# Microsoft XNA Game Studio Contest



## binsky3333 (Jun 23, 2009)

Hey guys take a look at this!

http://www.dreambuildplay.com/main/default.aspx

$40,000 Grand prize Winner! $20,000 First Prize! Ill have to start learning XNA again!


----------



## Disparia (Jun 23, 2009)

Too bad I haven't looked at my XNA projects in over 3 months 

Oh well, I don't have an Xbox to test it on.


----------



## Kreij (Jun 23, 2009)

I haven't looked at XNA in some time either. Didn't know 3.1 was out. lol
You don't need to own a 360. Code & debug in Windows and send a copy of the contents to someone who has a 360 to verify it works.


----------



## binsky3333 (Jun 23, 2009)

Im gonna get together some of my friends and maybe give the contest a try.


----------



## FordGT90Concept (Jun 23, 2009)

$40,000 grand prize?  The only games worth entering on that budget would be something like World of Goo (ehm, 2D).


----------



## Kreij (Jun 23, 2009)

Yes, the contest is basically geared for more casual games that can be distributed via "Live", and are aimed at budding developers, not studios.


----------



## binsky3333 (Jun 24, 2009)

Oh i see.
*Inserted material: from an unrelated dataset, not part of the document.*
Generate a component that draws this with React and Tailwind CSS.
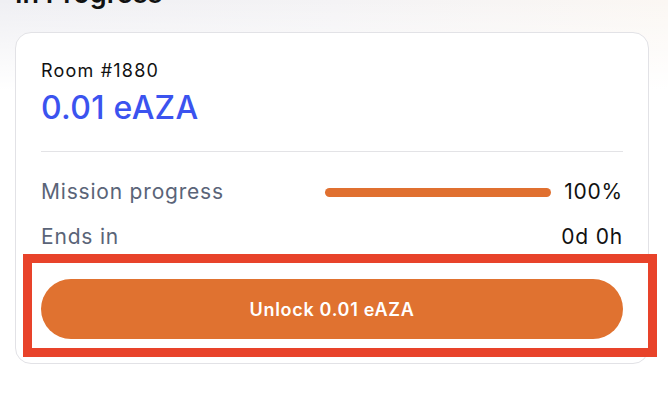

Hmm im still gonna give it a try cause i have nothing to do over the summer.


----------



## Kreij (Jun 24, 2009)

Well, you better get crackin'!  You only have 44 days to complete your entry.


----------



## Kreij (Jun 28, 2009)

Come on Binsky, only 40 days left !!!  I rootin' for ya


----------



## FordGT90Concept (Jun 28, 2009)

I know he's trying but hasn't done much OOP in the past so learning C#/OOP is a big hurdle to get over.  He's going to need a lot of help to meet the deadline.


----------



## Kreij (Jun 28, 2009)

FordGT90Concept said:


> I know he's trying but hasn't done much OOP in the past so learning C#/OOP is a big hurdle to get over.  *He's going to need a lot of help* to meet the deadline.



That's what we're here for !!


----------



## binsky3333 (Jun 28, 2009)

WOO!! Thanks everyone at TPU for all your help with C#!


----------